Identify the lines that contain the word "styles" and copy each one.

* begin Raw data *

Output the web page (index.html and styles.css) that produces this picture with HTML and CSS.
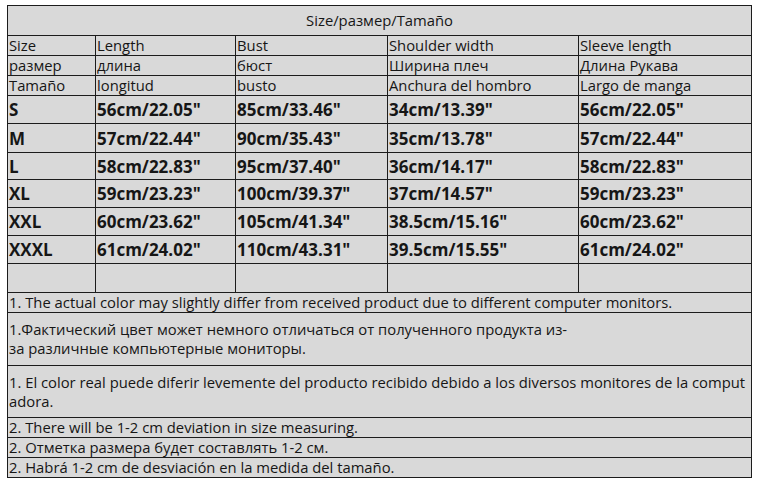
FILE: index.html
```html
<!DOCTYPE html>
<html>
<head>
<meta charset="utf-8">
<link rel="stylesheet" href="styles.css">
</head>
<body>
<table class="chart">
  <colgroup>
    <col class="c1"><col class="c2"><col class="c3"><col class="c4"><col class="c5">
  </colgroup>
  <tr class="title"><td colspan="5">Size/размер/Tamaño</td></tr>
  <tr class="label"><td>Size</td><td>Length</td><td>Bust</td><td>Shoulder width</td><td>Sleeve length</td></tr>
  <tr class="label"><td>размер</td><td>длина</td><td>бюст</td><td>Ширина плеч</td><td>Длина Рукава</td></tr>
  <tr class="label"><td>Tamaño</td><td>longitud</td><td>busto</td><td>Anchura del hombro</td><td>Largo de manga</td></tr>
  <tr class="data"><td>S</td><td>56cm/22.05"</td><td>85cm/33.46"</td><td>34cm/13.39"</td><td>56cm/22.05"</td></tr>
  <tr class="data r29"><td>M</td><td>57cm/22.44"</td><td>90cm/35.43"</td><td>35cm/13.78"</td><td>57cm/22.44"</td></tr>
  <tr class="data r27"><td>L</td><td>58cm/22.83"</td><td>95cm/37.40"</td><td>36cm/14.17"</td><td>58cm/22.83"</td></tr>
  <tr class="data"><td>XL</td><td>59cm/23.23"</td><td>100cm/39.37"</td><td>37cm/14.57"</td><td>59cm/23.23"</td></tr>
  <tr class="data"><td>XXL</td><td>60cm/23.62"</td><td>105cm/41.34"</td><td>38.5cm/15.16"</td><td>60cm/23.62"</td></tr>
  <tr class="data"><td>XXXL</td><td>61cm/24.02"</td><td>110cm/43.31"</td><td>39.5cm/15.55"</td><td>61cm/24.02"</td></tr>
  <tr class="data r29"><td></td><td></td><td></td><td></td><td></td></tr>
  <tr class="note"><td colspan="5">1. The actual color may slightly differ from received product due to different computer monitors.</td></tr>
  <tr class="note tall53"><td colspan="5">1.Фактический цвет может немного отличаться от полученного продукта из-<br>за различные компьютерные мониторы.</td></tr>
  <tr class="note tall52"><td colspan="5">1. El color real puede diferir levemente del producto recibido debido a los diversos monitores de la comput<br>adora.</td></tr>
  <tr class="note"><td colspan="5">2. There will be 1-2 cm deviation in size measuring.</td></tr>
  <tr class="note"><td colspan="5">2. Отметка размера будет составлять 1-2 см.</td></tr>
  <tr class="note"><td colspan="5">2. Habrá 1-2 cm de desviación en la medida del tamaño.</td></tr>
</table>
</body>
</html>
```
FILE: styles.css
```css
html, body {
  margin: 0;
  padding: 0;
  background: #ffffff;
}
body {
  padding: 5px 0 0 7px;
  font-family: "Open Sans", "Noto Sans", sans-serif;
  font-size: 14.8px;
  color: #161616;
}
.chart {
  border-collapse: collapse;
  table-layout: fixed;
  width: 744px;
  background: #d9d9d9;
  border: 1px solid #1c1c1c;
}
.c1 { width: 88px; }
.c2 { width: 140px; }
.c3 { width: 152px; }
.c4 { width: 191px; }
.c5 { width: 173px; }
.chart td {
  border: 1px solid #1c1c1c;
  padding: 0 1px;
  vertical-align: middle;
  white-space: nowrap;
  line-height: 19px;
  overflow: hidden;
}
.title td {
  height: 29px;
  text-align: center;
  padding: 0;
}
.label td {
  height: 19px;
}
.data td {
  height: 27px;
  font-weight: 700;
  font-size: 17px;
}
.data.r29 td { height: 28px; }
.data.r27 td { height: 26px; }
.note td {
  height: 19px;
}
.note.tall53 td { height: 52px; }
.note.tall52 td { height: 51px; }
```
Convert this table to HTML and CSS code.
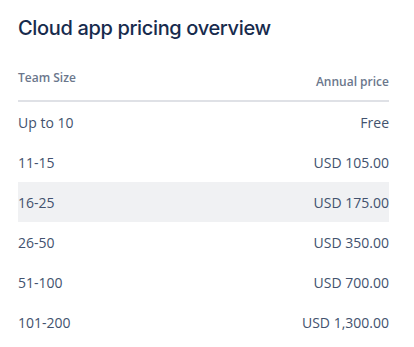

* end Raw data *

> _Problem solution_:
Output the web page (index.html and styles.css) that produces this picture with HTML and CSS.
<link rel="stylesheet" href="styles.css">
FILE: styles.css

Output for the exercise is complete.